## What you are asked to do
Pick out the lines below that contain the string "with" and copy them all.

## Material provided
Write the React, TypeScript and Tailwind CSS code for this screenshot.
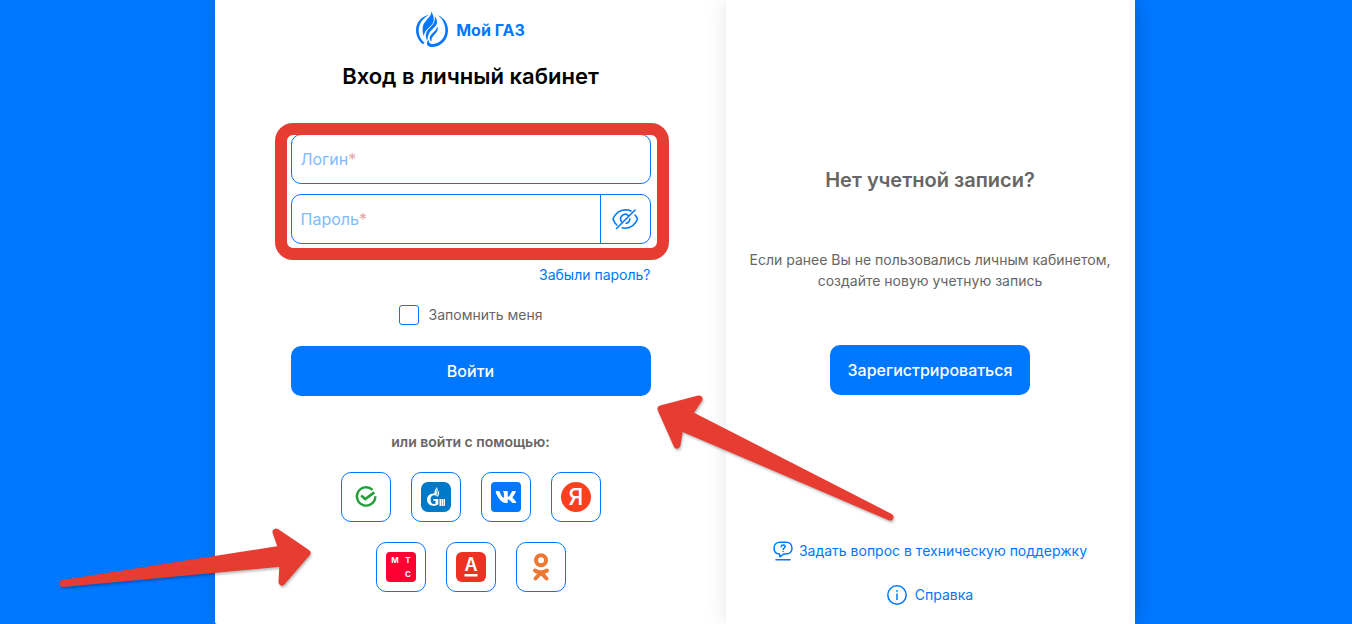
* * *
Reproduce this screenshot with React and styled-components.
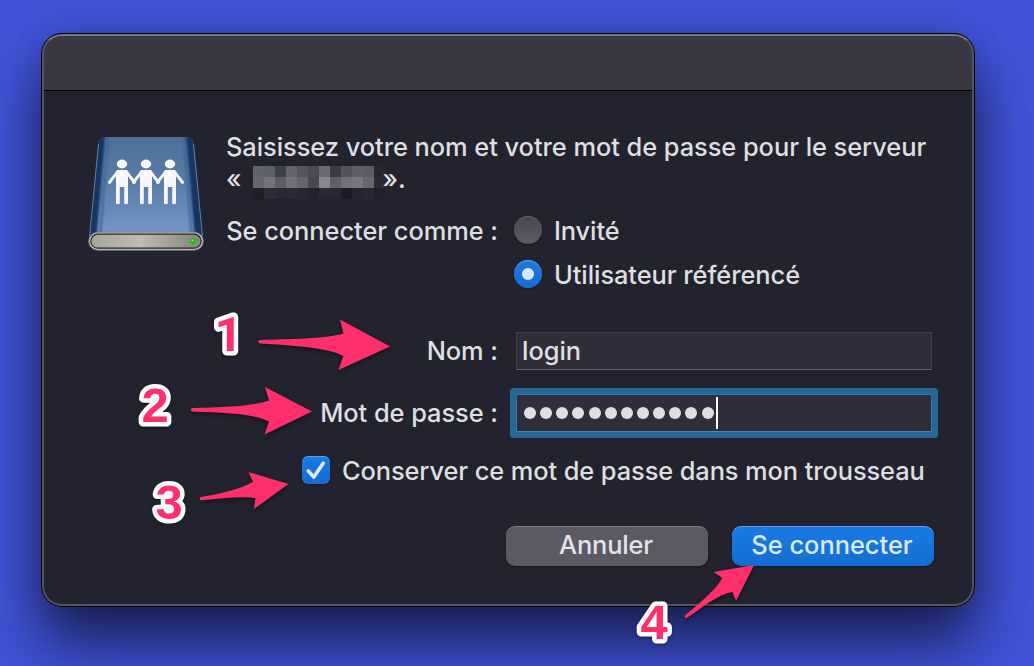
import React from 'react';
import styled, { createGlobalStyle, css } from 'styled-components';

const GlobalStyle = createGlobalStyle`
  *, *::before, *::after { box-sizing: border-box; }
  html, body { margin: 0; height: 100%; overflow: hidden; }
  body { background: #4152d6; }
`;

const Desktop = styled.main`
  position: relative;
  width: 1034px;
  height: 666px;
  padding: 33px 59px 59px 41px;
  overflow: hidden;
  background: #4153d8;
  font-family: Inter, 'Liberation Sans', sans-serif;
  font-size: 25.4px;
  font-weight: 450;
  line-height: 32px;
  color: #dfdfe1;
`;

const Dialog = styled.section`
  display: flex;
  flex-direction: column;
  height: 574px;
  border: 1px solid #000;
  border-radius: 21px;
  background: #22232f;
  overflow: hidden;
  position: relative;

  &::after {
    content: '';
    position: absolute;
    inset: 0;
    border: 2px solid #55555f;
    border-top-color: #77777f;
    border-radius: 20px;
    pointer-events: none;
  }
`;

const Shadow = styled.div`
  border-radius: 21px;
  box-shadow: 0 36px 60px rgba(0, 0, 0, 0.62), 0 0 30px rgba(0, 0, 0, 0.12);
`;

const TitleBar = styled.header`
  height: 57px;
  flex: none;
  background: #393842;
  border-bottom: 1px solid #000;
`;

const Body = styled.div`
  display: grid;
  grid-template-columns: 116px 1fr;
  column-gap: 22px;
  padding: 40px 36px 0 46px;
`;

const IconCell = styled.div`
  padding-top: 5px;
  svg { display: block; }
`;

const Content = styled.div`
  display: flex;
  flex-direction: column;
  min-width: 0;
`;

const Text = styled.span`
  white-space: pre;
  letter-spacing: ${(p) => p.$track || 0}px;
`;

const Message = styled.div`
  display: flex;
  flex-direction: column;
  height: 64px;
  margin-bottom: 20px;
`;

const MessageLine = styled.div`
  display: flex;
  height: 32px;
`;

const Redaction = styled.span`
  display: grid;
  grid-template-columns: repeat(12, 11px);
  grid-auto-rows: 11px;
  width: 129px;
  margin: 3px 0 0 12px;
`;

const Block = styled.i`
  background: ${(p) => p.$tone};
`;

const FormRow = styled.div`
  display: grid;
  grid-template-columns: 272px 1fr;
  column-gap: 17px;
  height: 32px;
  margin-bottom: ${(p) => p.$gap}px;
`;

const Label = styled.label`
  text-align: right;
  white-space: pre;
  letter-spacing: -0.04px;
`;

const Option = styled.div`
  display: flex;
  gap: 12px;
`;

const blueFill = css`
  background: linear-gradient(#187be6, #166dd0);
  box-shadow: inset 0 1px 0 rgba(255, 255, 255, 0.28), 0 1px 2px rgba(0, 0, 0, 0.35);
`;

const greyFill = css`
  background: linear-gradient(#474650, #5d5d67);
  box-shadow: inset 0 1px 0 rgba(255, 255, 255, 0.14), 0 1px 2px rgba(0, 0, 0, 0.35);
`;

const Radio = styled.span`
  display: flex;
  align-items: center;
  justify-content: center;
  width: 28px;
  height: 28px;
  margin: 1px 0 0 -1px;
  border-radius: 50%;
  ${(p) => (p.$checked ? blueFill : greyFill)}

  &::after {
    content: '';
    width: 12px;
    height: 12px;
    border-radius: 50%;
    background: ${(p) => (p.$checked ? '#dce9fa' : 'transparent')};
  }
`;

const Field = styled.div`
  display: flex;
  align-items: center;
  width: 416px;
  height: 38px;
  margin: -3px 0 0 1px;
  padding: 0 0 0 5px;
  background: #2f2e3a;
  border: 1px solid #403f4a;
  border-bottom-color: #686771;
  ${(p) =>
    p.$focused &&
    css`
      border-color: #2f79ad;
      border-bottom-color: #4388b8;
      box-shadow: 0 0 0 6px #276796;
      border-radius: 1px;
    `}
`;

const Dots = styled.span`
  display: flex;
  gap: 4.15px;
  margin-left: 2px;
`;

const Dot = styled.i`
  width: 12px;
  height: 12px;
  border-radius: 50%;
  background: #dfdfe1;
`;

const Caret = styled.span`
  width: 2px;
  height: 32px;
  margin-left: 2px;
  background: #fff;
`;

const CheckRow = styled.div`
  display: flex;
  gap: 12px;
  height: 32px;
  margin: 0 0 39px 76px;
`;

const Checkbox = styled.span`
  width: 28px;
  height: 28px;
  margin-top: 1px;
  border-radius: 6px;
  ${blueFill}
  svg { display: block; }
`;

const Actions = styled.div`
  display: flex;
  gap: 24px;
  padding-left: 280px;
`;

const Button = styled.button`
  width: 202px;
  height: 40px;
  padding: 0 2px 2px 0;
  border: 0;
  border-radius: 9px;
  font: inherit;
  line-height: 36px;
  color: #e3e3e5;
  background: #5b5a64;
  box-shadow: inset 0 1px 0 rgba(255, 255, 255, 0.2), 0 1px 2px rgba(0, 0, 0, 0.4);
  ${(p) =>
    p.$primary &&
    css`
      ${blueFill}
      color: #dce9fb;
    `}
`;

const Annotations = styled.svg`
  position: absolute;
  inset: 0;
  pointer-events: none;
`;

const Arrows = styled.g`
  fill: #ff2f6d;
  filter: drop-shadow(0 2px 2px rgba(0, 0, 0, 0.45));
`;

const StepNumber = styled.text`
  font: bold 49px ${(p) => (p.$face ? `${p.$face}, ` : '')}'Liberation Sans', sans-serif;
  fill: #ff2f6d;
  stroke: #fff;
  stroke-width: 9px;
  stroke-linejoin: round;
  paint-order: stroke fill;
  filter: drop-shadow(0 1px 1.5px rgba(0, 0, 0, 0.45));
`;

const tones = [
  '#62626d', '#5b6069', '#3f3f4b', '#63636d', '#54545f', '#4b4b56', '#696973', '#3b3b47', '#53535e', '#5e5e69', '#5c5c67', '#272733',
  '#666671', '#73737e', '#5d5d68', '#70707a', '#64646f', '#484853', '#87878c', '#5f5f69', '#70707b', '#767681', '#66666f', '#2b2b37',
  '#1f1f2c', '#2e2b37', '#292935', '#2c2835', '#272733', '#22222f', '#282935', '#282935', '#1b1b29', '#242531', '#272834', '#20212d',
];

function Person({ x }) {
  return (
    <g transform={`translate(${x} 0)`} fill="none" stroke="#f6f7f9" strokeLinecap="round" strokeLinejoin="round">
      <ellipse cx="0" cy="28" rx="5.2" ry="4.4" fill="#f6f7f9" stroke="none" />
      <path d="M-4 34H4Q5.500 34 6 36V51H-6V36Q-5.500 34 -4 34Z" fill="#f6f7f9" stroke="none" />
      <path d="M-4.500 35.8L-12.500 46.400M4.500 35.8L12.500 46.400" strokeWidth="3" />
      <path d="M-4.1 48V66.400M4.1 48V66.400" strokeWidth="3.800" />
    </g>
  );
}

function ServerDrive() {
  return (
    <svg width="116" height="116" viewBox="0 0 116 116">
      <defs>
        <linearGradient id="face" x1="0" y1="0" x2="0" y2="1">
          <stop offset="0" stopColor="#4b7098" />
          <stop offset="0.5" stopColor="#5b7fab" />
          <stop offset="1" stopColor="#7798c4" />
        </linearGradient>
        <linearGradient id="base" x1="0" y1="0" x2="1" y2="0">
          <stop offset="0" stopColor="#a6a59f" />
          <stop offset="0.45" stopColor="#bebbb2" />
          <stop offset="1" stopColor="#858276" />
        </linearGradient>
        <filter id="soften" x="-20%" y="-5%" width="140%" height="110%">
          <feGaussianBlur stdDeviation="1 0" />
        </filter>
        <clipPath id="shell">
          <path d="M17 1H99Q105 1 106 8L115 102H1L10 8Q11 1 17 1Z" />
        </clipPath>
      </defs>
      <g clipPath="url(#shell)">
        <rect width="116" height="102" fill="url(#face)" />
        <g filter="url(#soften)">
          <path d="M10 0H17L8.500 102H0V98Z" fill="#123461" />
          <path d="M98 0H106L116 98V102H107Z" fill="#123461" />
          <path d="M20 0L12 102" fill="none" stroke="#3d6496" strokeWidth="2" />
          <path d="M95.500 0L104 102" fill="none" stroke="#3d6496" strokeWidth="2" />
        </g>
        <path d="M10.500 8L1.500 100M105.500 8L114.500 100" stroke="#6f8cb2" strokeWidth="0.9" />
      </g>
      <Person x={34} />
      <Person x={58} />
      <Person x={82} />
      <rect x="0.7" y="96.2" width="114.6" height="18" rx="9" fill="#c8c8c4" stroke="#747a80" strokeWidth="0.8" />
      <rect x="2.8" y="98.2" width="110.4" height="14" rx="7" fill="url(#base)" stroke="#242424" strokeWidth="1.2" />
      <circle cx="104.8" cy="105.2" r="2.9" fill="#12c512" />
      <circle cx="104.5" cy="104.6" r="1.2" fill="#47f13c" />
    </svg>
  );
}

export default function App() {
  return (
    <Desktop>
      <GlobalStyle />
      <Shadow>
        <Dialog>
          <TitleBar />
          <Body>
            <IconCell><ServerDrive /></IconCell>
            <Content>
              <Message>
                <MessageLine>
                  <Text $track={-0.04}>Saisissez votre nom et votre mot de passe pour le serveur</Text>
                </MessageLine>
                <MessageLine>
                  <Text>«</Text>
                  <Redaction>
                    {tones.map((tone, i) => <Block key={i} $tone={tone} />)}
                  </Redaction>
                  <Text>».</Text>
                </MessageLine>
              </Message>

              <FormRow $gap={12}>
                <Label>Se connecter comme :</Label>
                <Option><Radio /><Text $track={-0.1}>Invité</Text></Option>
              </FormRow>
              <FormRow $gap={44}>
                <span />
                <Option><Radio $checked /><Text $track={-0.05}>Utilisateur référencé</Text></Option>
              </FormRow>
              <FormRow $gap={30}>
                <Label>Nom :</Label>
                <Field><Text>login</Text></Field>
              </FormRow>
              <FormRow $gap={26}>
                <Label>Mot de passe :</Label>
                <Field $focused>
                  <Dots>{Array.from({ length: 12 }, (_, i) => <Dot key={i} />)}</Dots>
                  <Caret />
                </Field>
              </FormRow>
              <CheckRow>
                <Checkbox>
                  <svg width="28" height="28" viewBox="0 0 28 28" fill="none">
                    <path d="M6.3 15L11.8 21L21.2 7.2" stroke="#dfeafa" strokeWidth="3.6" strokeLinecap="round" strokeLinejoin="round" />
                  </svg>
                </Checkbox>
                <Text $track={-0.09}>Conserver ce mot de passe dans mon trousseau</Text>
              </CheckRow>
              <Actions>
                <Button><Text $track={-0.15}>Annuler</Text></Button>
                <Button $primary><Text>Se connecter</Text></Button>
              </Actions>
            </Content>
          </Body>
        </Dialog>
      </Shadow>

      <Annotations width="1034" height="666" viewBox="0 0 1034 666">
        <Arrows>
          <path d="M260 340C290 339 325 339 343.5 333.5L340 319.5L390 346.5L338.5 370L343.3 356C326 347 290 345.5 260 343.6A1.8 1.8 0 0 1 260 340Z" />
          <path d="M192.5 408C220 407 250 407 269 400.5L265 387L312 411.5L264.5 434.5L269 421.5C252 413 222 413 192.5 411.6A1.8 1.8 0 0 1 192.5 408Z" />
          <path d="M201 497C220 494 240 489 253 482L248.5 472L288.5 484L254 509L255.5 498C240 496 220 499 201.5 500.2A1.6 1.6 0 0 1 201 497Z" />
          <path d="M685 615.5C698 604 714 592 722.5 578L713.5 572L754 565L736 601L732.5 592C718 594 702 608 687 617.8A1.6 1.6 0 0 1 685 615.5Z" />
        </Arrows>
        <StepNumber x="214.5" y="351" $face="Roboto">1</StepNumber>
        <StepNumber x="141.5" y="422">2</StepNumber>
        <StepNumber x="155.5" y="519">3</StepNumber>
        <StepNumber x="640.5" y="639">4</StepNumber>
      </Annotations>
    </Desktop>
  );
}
--
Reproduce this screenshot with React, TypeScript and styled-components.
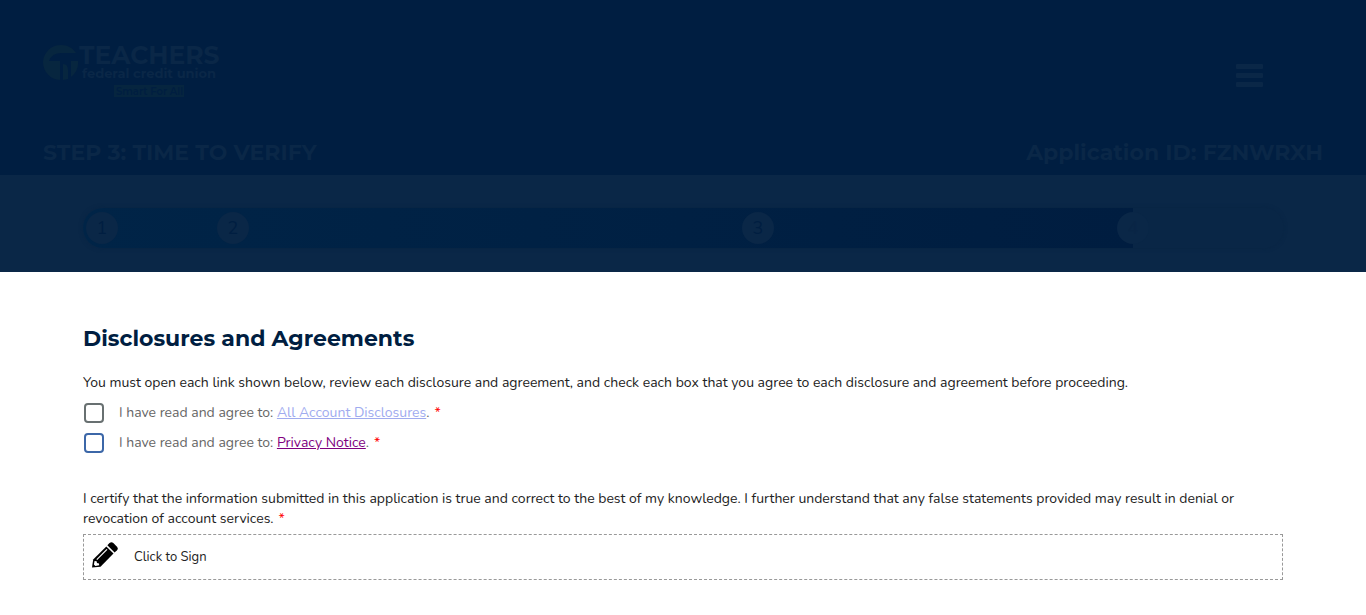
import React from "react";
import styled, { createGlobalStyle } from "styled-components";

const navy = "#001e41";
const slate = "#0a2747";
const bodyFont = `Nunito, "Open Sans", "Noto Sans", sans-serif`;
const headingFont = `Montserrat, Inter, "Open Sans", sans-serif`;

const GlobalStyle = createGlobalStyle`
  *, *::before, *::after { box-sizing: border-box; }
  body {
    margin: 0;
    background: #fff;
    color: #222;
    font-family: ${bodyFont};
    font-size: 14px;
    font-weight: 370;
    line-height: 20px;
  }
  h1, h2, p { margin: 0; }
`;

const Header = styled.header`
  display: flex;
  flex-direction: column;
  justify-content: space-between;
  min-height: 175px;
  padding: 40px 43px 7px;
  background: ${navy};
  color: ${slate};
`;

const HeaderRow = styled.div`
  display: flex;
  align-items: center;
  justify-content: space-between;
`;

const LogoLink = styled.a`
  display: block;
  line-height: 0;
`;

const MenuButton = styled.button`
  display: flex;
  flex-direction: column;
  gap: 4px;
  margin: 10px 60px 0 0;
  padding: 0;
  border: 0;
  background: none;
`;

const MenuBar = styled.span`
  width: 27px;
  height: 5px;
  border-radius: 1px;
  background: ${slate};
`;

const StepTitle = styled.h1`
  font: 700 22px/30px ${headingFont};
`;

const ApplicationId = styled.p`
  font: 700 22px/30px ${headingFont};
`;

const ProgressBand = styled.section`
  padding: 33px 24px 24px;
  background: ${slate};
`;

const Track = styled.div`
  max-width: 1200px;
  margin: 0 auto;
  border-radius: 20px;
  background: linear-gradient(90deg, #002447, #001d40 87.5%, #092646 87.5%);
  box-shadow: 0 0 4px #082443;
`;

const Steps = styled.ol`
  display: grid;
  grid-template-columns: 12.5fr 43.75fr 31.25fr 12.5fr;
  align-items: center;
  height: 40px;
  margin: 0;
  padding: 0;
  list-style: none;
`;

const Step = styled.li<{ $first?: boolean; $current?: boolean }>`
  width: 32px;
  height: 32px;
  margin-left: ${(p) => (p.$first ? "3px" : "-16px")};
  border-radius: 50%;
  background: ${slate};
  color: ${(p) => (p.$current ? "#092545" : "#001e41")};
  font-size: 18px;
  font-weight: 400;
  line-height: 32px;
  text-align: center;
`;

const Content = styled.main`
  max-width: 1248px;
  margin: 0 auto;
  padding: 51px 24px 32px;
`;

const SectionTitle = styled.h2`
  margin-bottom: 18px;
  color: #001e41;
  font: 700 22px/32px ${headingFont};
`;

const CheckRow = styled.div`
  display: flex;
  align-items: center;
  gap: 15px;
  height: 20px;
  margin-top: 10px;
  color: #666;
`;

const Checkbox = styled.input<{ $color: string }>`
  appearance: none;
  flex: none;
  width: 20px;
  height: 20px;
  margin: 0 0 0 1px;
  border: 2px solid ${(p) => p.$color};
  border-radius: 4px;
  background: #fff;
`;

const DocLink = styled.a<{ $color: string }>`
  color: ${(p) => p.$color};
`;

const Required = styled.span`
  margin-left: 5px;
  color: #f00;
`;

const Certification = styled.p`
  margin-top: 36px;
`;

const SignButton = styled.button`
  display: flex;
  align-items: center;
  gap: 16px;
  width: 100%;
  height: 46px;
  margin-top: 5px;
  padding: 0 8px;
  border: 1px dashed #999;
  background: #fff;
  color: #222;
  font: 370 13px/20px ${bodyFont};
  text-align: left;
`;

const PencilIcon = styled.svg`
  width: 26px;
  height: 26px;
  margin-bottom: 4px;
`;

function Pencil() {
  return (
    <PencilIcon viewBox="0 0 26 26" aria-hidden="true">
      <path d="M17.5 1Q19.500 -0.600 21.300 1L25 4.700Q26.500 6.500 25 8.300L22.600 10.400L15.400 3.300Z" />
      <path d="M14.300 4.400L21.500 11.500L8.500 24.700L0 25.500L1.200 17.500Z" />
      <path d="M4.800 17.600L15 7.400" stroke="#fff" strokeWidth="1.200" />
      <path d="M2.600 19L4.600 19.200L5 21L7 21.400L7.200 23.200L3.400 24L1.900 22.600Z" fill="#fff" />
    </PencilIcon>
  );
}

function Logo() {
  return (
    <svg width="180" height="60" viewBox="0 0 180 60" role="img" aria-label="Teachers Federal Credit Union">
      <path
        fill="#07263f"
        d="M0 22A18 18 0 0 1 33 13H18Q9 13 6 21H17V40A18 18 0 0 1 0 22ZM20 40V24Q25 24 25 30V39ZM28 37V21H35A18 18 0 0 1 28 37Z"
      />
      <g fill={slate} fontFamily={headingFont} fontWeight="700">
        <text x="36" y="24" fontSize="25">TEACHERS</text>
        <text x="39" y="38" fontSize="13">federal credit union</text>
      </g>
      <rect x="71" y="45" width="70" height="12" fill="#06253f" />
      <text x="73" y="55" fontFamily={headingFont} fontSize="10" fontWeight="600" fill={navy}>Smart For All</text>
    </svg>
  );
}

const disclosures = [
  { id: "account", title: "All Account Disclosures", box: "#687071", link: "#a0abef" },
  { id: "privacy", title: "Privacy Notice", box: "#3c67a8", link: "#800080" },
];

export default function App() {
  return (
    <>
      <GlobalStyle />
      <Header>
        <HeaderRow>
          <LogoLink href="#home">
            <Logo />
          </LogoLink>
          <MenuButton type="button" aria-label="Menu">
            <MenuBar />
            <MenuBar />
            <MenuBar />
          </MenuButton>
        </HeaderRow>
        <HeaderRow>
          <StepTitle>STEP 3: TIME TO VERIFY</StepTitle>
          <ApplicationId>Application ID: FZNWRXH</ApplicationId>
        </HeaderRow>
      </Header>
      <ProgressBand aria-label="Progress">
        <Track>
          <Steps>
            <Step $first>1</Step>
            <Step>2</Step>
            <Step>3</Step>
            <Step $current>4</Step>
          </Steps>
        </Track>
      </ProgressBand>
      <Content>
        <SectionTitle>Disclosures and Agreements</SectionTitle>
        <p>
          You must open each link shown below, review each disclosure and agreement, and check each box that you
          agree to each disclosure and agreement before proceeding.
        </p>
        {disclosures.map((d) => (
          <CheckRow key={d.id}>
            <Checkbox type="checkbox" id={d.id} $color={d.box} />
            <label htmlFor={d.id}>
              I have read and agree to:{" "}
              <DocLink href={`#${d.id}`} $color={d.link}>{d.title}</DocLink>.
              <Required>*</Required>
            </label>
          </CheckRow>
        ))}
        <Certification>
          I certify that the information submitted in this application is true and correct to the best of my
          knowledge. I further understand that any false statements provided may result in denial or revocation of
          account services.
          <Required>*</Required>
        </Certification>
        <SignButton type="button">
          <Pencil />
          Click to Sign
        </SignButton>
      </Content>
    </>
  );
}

## Solution for this exercise
Reproduce this screenshot with React and styled-components.
Reproduce this screenshot with React, TypeScript and styled-components.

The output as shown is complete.